Across the material below, how many lines contain the word "React"? Give only the number.

■ DATA EXTRACT
◆ ◆ ◆ ◆ ◆ ◆ ◆

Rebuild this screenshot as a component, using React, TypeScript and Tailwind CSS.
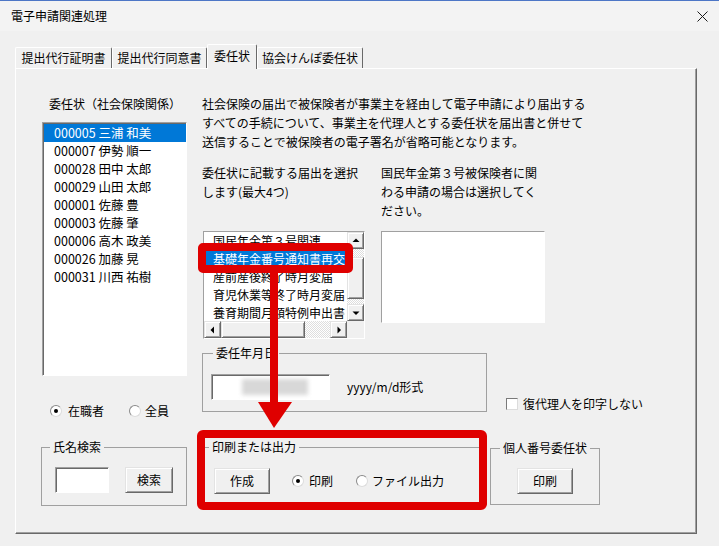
import React from 'react'

const raised =
  'border border-t-[#e3e3e3] border-l-[#e3e3e3] border-r-[#696969] border-b-[#696969] bg-[#f0f0f0] shadow-[inset_1px_1px_0_#ffffff,inset_-1px_-1px_0_#a0a0a0]'
const sunken =
  'border border-t-[#a0a0a0] border-l-[#a0a0a0] border-r-[#ffffff] border-b-[#ffffff] bg-white shadow-[inset_1px_1px_0_#696969]'
const track =
  'bg-[conic-gradient(#ffffff_25%,#dedede_0_50%,#ffffff_0_75%,#dedede_0)] bg-[length:2px_2px]'

const staff = [
  '000005 三浦 和美',
  '000007 伊勢 順一',
  '000028 田中 太郎',
  '000029 山田 太郎',
  '000001 佐藤 豊',
  '000003 佐藤 肇',
  '000006 高木 政美',
  '000026 加藤 晃',
  '000031 川西 祐樹',
]

// the listbox is scrolled/clipped, so only what shows is kept
const forms = [
  '国民年金第３号関連',
  '基礎年金番号通知書再交',
  '産前産後終了時月変届',
  '育児休業等終了時月変届',
  '養育期間月額特例申出書',
]

const tabs = [
  { label: '提出代行証明書', w: 'w-[97px]' },
  { label: '提出代行同意書', w: 'w-[95px]' },
  { label: '委任状', w: 'w-[50px]', active: true },
  { label: '協会けんぽ委任状', w: 'w-[106px]' },
]

function Radio({ checked }: { checked?: boolean }) {
  return (
    <span className="flex h-[12px] w-[12px] shrink-0 items-center justify-center rounded-full border border-[#8a8a8a] border-r-[#dcdcdc] border-b-[#dcdcdc] bg-white">
      {checked && <span className="h-[4px] w-[4px] rounded-full bg-black" />}
    </span>
  )
}

function Arrow({ dir }: { dir: 'up' | 'down' | 'left' | 'right' }) {
  const pts = {
    up: '0.5,5 7.5,5 4,1.5',
    down: '0.5,2.5 7.5,2.5 4,6',
    left: '5,0.5 5,7.5 1.5,4',
    right: '2.5,0.5 2.5,7.5 6,4',
  }[dir]
  return (
    <div className={`flex h-[17px] w-[17px] shrink-0 items-center justify-center ${raised}`}>
      <svg width="8" height="8" viewBox="0 0 8 8">
        <polygon points={pts} fill="#000" />
      </svg>
    </div>
  )
}

function Button({ label, w }: { label: string; w: string }) {
  return (
    <div className={`flex h-[26px] ${w} items-center justify-center leading-none ${raised}`}>
      {label}
    </div>
  )
}

export default function App() {
  return (
    <div className="relative h-[546px] w-[719px] overflow-hidden bg-[#f0f0f0] font-['Noto_Sans_CJK_JP','Noto_Sans',sans-serif] text-[12px] text-black">
      {/* title bar */}
      <div className="flex h-[31px] items-center justify-between border-t border-[#4d76c6] bg-[#f3f3f3] pl-[11px] pr-[11px]">
        <span className="leading-[16px]">電子申請関連処理</span>
        <svg width="11" height="11" viewBox="0 0 11 11">
          <path d="M0.5 0.5 10.5 10.5 M10.5 0.5 0.5 10.5" stroke="#1a1a1a" strokeWidth="1" />
        </svg>
      </div>

      {/* tabs */}
      <div className="mt-[13px] flex h-[24px] items-end pl-[15px]">
        {tabs.map((t) =>
          t.active ? (
            <div
              key={t.label}
              className={`relative z-10 -mb-px flex h-[25px] ${t.w} items-center justify-center rounded-t-[2px] border border-b-0 border-t-white border-l-white border-r-[#696969] bg-[#f0f0f0] pb-[3px]`}
            >
              {t.label}
            </div>
          ) : (
            <div
              key={t.label}
              className={`flex h-[21px] ${t.w} items-center justify-center rounded-t-[2px] border border-b-0 border-t-white border-l-white border-r-[#696969] bg-[#f0f0f0]`}
            >
              {t.label}
            </div>
          )
        )}
      </div>

      {/* tab panel */}
      <div className="ml-[15px] flex h-[466px] w-[682px] border border-t-white border-l-white border-r-[#696969] border-b-[#696969] shadow-[inset_-1px_-1px_0_#a0a0a0]">
        {/* left column */}
        <div className="ml-[25px] flex w-[146px] flex-col">
          <div className="mt-[27px] pl-[8px] leading-[16px]">委任状（社会保険関係）</div>
          <div className={`ml-px mt-[10px] h-[254px] w-[145px] pt-px ${sunken}`}>
            {staff.map((s, i) => (
              <div
                key={s}
                className={`ml-px h-[18px] pl-[10px] text-[12.5px] leading-[18px] ${i === 0 ? 'bg-[#0078d7] text-white' : ''}`}
              >
                {s}
              </div>
            ))}
          </div>
          <div className="mt-[27px] flex h-[16px] items-center pl-[9px] leading-[16px]">
            <Radio checked />
            <span className="ml-[6px]">在職者</span>
            <span className="ml-[25px]">
              <Radio />
            </span>
            <span className="ml-[4px]">全員</span>
          </div>
          <fieldset className="mt-[20px] w-[146px] border border-[#a0a0a0]">
            <legend className="ml-[8px] px-[3px] leading-[16px]">氏名検索</legend>
            <div className="flex items-start pb-[12px] pl-[13px] pt-[12px]">
              <div className={`h-[26px] w-[54px] ${sunken}`} />
              <div className="ml-[16px]">
                <Button label="検索" w="w-[48px]" />
              </div>
            </div>
          </fieldset>
        </div>

        {/* right column */}
        <div className="ml-[15px] flex flex-col">
          <p className="mt-[25px] w-[400px] leading-[19px]">
            社会保険の届出で被保険者が事業主を経由して電子申請により届出する
            <br />
            すべての手続について、事業主を代理人とする委任状を届出書と併せて
            <br />
            送信することで被保険者の電子署名が省略可能となります。
          </p>

          <div className="mt-[12px] flex items-start">
            <div className="flex w-[163px] flex-col">
              <div className="h-[68px] leading-[19px]">
                委任状に記載する届出を選択
                <br />
                します(最大4つ)
              </div>
              <div
                className={`ml-px grid h-[108px] w-[162px] grid-cols-[143px_17px] grid-rows-[89px_17px] shadow-none ${sunken}`}
              >
                <div className="overflow-hidden">
                  {forms.map((f, i) => (
                    <div
                      key={f}
                      className={`ml-[2px] h-[18px] whitespace-nowrap pl-[7px] leading-[18px] ${i === 1 ? 'bg-[#0078d7] text-white' : ''}`}
                    >
                      {f}
                    </div>
                  ))}
                </div>
                <div className="flex flex-col">
                  <Arrow dir="up" />
                  <div className={`h-[8px] ${track}`} />
                  <div className={`h-[42px] w-[17px] ${raised}`} />
                  <div className={`flex-1 ${track}`} />
                  <Arrow dir="down" />
                </div>
                <div className="flex">
                  <Arrow dir="left" />
                  <div className={`h-[17px] w-[84px] ${raised}`} />
                  <div className={`flex-1 ${track}`} />
                  <Arrow dir="right" />
                </div>
                <div className="bg-[#f0f0f0]" />
              </div>
            </div>
            <div className="ml-[16px] flex w-[200px] flex-col">
              <div className="h-[68px] leading-[19px]">
                国民年金第３号被保険者に関
                <br />
                わる申請の場合は選択してく
                <br />
                ださい。
              </div>
              <div className={`h-[92px] w-[164px] shadow-none ${sunken}`} />
            </div>
          </div>

          <div className="mt-[6px] flex items-start">
            <fieldset className="w-[285px] border border-[#a0a0a0]">
              <legend className="ml-[10px] px-[3px] leading-[16px]">委任年月日</legend>
              <div className="flex items-center pb-[11px] pl-[8px] pt-[13px]">
                <div className={`flex h-[26px] w-[119px] items-center pl-[30px] ${sunken}`}>
                  <div className="h-[16px] w-[66px] bg-[#d8d8d8] blur-[2px]" />
                </div>
                <span className="ml-[17px]">yyyy/m/d形式</span>
              </div>
            </fieldset>
            <div className="ml-[19px] mt-[52px] flex items-center leading-[14px]">
              <span className="h-[12px] w-[12px] border border-t-[#7a7a7a] border-l-[#7a7a7a] border-r-[#dcdcdc] border-b-[#dcdcdc] bg-white" />
              <span className="ml-[5px]">復代理人を印字しない</span>
            </div>
          </div>

          <div className="mt-[27px] flex items-start">
            <fieldset className="w-[285px] border border-[#a0a0a0]">
              <legend className="ml-[6px] px-[3px] leading-[16px]">印刷または出力</legend>
              <div className="flex items-center pb-[10px] pl-[11px] pt-[13px]">
                <Button label="作成" w="w-[56px]" />
                <span className="ml-[22px]">
                  <Radio checked />
                </span>
                <span className="ml-[5px]">印刷</span>
                <span className="ml-[23px]">
                  <Radio />
                </span>
                <span className="ml-[4px]">ファイル出力</span>
              </div>
            </fieldset>
            <fieldset className="ml-[3px] mt-px w-[110px] border border-[#a0a0a0]">
              <legend className="ml-[9px] px-[3px] leading-[16px]">個人番号委任状</legend>
              <div className="flex pb-[10px] pl-[26px] pt-[12px]">
                <Button label="印刷" w="w-[56px]" />
              </div>
            </fieldset>
          </div>
        </div>
      </div>

      {/* red annotations */}
      <div className="absolute left-[198px] top-[243px] h-[30px] w-[155px] rounded-[5px] border-[8px] border-[#df0000]" />
      <svg className="absolute left-[256px] top-[272px]" width="38" height="158" viewBox="0 0 38 158">
        <rect x="14" y="0" width="8" height="132" fill="#df0000" />
        <polygon points="2,130 36,130 18,156" fill="#df0000" />
      </svg>
      <div className="absolute left-[197px] top-[430px] h-[80px] w-[290px] rounded-[6px] border-[8px] border-[#df0000]" />
    </div>
  )
}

◆ ◆ ◆ ◆ ◆ ◆ ◆

■ SOLUTION TO THIS TASK
2